Auch Omid Kuhestani wird davon profitieren. Der 23-jährige Afghane landete 2010 auf der Flucht vor den Taliban nebenan in Dannenberg. Inzwischen hat er in Hamburg Maurer gelernt und kann es kaum erwarten, in Hitzacker mit anzupacken. «Man kann einfach mitmachen und seine Ideen einbringen», freut er sich.

Zusammen mit seinen Eltern und seinen Geschwistern will er hier mal wohnen. «Wir bauen jetzt das Dorf, und danach geht es mit Abi und Studieren weiter», sagt er mit fester Stimme. Wie sein Vater will er mal Architekt werden, das Praktikum bei Frank Gutzeit hat er schon in der Tasche.

Später sitzt Omid zusammen mit Sonja, Frank, Mara und 30 anderen Genoss_innen in der großen Plenumsrunde.

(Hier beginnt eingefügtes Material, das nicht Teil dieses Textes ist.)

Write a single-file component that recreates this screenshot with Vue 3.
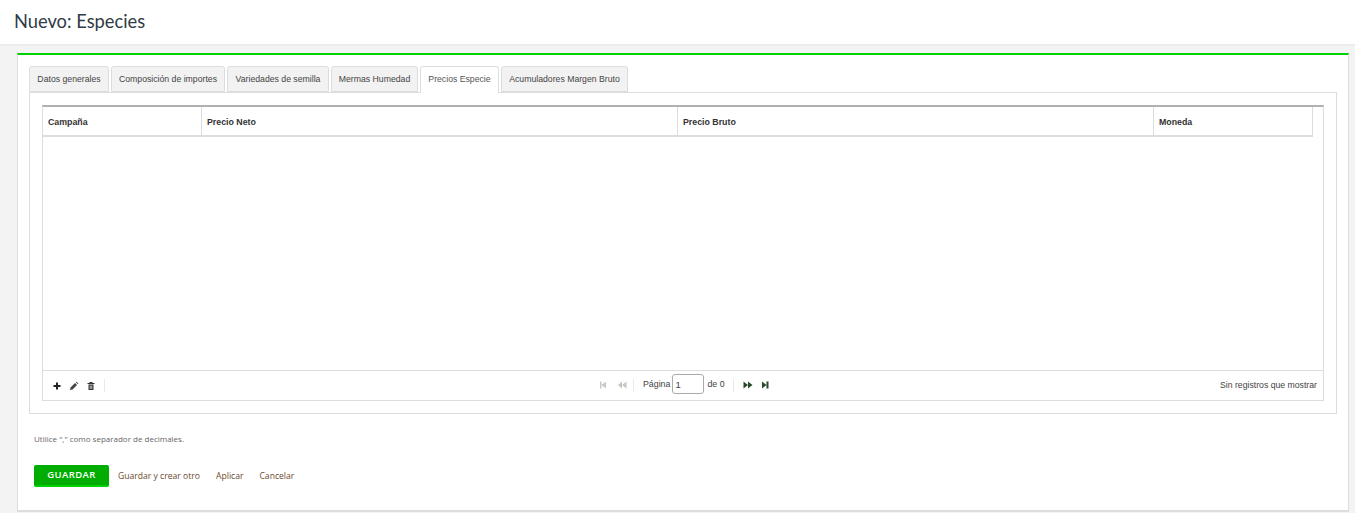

In diesem Kreis sind schon viele beeindruckende Pläne ausgeheckt worden, seit die Idee zum interkulturellen Mehrgenerationendorf vor einem Jahr entstand. Der Zeitplan ist ambitioniert: Im Juli 2017 soll das erste Haus bezugsfertig sein, bis Ende 2018 soll der Rest folgen. Gibt es überhaupt Zweifel daran, dass sie ihre Europa-Vision in Hitzacker wirklich umsetzen werden? «Keineswegs», sagt Sonja.